EMI offered a CD of old chestnuts featuring tunes by crooners such as Dean Martin and Mel Torme. Stevens tapped the vendor after inviting written bids from EMI and three other suppliers. The brand enlisted PFC, Clinton, Iowa for fulfillment.
Consumers with two proofs of purchase in the fourth quarter will get a free Tunes for the Holidays CD, a premium as no-nonsense as Santa himself.
DURACELL’S ACCOUNT-CHARGED IDEA Last year, Duracell needed an idea to help get more displays in Wal-Mart, where an every-day-low-price approach discourages promotions. “We’ve tried for many years to get them to use our promotions,” says John Malone, director spe cialty channel sales for the Bethel, CT-based battery manufacturer.
In charge of trade marketing for mass accounts in 1997, Malone received an idea for an account-specific promo that would turn the tide with the discounter. Tap into the NCAA’s March Madness tournament craze by offering a premium of a specially logoed Final Four Rawlings basketball. Consumers got the ball free for buying any four packs of batteries.
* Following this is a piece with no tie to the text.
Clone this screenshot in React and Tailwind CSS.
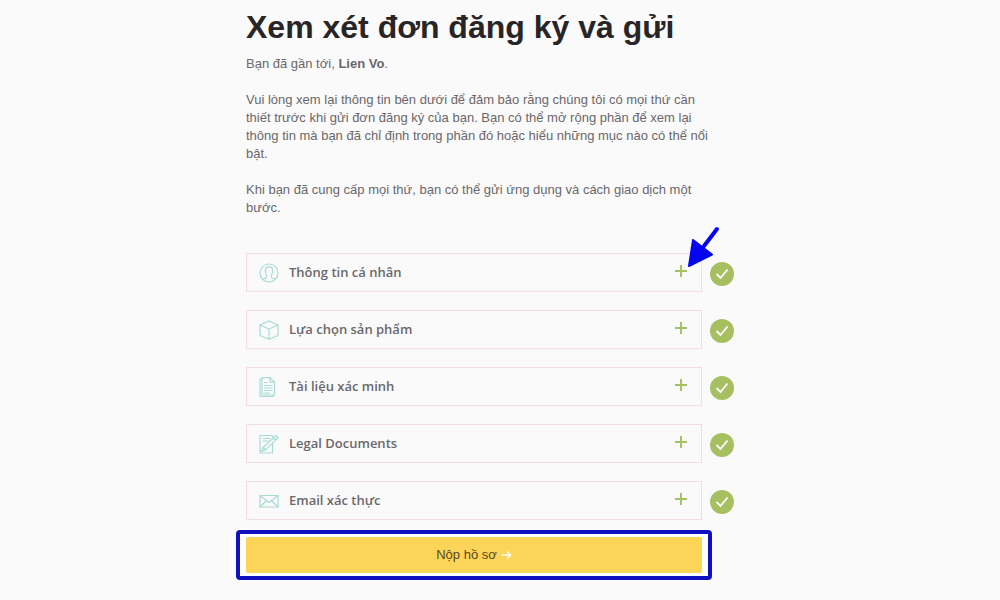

The battery giant gained 90 percent display distribution, and the stores sold through four times the usual Duracell order, says Malone.
Duracell expanded the program to 11 other chains including Kmart and Target this year, with balls offered for both men and women in two sizes.
Duracell sourced and fulfilled the balls through All Star Incentive Marketing, a Sturbridge, MA-based distributor that reps Rawlings in New England. The promo concept came from All Star, a fast-growing distributor seeking to become a one-stop source for clients’ promotional and premium products needs.
Its trade division has worked with All Star for years on account specific promotions while the brand group typically runs one or two national promotions of its own, says Malone.
The promo helped Duracell capitalize on its sponsorship of the NCAA, by tying in with NCAA licensee Rawlings, says Malone.
“We depend on companies like All Star to give us ideas. They understand what our customers are looking for. I know they won’t drop the ball on fulfillment,” says Malone.
All Star senior account manager Brian Galonek describes All Star as a “bridge company” combining a premium rep business and a distributor business, where new client services from catalog printing to fulfillment have been incrementally added.
“We want to be more of an idea company and expand out of New England,” says Galonek.
THE ULTIMATE FLASH OF RECOGNITION When Amoco Corp. needed a consumer promotion to increase sales of its top-end Ultimate and Silver gasoline lines, it once again turned to Chicago neighbor Frankel & Co. to put the pedal to the metal.
In 1996, the agency’s four-person premium department had helped put together Amoco’s prepaid calling card offer, sourcing four million cards directly from carrier Sprint. The promotion boosted the department’s premium dollar purchase volume by 700 percent from the year before, claims Jeanne Novak, Frankel’s premium supervisor.
As before, the agency sought a premium with a high perceived value that could exploit Amoco’s tie-in with the Batman and Robin movie. Novak’s staff worked with a creative group to devise the idea to give motorists their own Bat Light, a flashlight.
The premium staff tapped into the Advertising Specialty Institute’s database to find a quality light among the 3,500 supplier members. The department tapped Mag Instrument Co.’s Mag Lite flashlight for the promotion.
Consumers who bought four fill-ups of the premium gasoline got the free Batbeam light and a Batman-logoed case custom-made by the Ontario, CA-based manufacturer of heavy duty flashlights. Frankel made an initial order of 600,000 lights, and 100,000 more in increments to meet demand as the promotion rolled along .
Novak estimates the premium department sources premiums from ASI for about 80 percent of the 200 or so projects referred to the department. Frankel has been a distributor member for 10 years.
Frankel gets the supplier/product list on CDRom. Though Frankel sources many namebrand items direct from the vendors or through its premium reps, branded manufacturers themselves are creeping onto the ASI list. Wilson Sporting Goods recently joined, says Novak.
THE COLOR OF SUNSHINE Sunshine Biscuit’s Back-to-School coloring contest promo last year grew out of an idea offered up by a premium representative.
Roman-Oskiera Creative Associates, Robinsville, NJ., (since renamed the Marketing Edge Group and moved to East Brunswick, NJ), was looking for a promotion idea for Sunshine, a Keebler Co. division, when Mary Anne Fontana called the agency.
“It was the right time and the right place. I knew they were the agency for Sunshine biscuits,” says Fontana, president of MAF Marketing, the Morganville, NJ-based premium rep and importer.
Fontana displayed a My Coloring Tee T-shirt and magic markers from Ram Star Mills, Sardis, GA. The merchandise inspired the on-pack promotion. The agency took the Statue of Liberty figure on the T-shirt and placed it onto the back panel of one million packages of All American cookies. Kids colored in the figure to win prizes. Grand prize was $500, first prize was the T-shirt, and second prize a four-pack of magic markers.
“The premium was very appropriate. We told MAF we were doing a coloring contest, and the ages of the children and the prize price range,” says Marketing Edge account supervisor Joan McLaughlin.
The promotion attracted 1,875 entries, and 1,000 of them won prizes, which included coupons for free cookies, says Sunshine Cookies brand manager Maite Goff.